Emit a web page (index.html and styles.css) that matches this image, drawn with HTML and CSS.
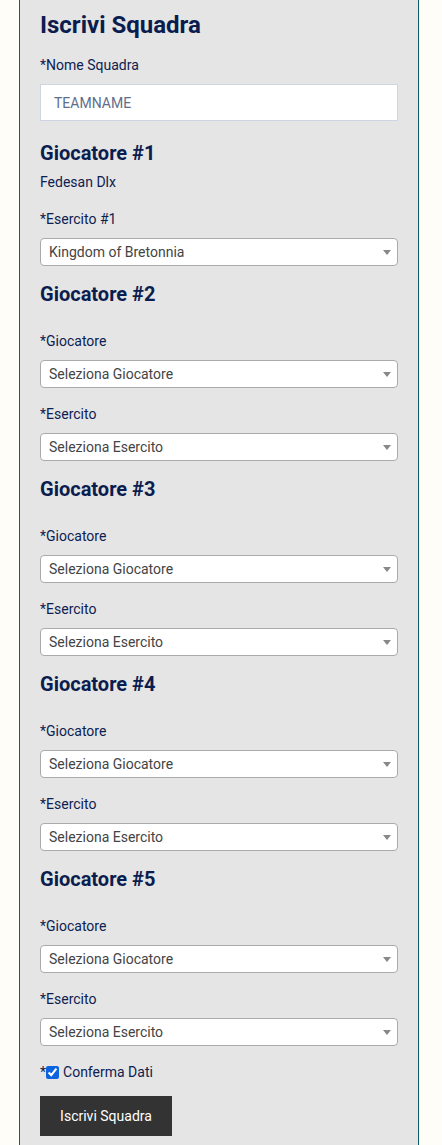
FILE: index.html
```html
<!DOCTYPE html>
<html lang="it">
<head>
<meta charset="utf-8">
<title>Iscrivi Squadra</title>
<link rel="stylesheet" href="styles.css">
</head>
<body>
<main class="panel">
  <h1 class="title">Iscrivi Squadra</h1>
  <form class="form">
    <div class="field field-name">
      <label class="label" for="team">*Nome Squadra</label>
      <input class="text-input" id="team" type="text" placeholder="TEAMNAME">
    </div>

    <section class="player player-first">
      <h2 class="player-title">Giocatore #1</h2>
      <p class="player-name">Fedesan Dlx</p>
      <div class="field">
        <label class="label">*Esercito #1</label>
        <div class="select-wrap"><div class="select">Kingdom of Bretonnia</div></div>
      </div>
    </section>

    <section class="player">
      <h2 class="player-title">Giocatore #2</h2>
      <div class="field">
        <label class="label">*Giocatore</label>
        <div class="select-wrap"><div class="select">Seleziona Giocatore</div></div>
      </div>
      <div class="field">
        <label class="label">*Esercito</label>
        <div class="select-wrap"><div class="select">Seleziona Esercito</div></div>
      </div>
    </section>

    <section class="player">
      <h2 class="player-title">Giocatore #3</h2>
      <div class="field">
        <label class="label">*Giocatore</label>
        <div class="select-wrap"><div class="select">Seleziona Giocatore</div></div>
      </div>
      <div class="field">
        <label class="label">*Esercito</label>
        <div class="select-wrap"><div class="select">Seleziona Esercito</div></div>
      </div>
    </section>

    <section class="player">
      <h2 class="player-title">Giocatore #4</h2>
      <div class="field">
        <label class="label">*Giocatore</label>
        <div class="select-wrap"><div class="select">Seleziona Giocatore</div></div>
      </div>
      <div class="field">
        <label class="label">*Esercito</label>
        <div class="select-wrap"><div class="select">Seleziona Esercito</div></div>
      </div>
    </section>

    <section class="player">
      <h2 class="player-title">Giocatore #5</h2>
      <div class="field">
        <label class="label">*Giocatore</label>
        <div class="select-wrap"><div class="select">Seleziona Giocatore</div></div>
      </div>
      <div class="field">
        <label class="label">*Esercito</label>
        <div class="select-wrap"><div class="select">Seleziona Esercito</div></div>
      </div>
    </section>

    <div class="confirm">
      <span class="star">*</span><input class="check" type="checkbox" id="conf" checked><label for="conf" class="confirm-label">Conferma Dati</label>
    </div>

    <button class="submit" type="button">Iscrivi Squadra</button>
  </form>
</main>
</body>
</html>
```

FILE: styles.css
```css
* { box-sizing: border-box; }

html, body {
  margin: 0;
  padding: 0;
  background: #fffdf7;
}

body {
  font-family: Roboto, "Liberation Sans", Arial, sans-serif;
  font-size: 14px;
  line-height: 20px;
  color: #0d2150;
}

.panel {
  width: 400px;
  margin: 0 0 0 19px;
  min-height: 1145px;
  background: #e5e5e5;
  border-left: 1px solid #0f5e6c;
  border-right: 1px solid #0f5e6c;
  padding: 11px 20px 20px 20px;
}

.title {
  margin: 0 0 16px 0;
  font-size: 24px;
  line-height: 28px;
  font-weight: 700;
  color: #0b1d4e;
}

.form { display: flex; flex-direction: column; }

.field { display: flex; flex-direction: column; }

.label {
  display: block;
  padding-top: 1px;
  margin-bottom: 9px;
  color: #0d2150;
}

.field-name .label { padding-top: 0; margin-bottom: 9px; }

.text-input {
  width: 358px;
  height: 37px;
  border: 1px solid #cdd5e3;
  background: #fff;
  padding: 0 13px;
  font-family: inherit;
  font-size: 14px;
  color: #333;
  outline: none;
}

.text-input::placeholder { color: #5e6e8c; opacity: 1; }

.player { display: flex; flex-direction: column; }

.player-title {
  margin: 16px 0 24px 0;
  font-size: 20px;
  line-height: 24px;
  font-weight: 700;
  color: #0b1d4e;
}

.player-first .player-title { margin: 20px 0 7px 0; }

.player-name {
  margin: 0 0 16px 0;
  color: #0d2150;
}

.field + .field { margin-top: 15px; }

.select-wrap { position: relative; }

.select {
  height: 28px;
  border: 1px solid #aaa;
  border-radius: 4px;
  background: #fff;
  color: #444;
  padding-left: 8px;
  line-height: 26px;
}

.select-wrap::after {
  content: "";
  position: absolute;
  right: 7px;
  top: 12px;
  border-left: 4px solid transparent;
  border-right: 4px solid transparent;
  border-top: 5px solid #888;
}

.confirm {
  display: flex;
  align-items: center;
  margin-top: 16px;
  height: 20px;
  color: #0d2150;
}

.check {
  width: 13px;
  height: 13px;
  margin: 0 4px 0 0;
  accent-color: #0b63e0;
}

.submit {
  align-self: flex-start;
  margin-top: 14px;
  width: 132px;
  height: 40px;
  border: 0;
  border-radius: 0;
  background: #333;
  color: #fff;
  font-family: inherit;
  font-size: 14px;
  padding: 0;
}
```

...

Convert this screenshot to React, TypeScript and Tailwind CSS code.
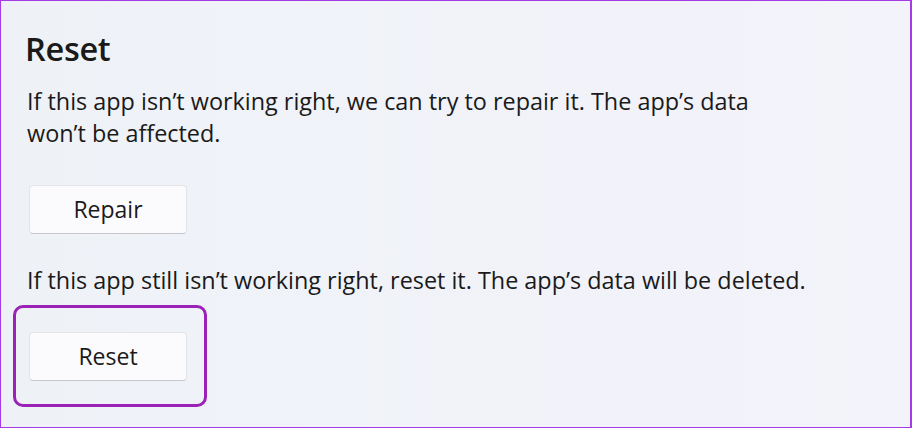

WHAT THIS TASK INVOLVES: Show, from the listing above, each line that contains the word "styles".

TASK RESULT:
Emit a web page (index.html and styles.css) that matches this image, drawn with HTML and CSS.
<link rel="stylesheet" href="styles.css">
FILE: styles.css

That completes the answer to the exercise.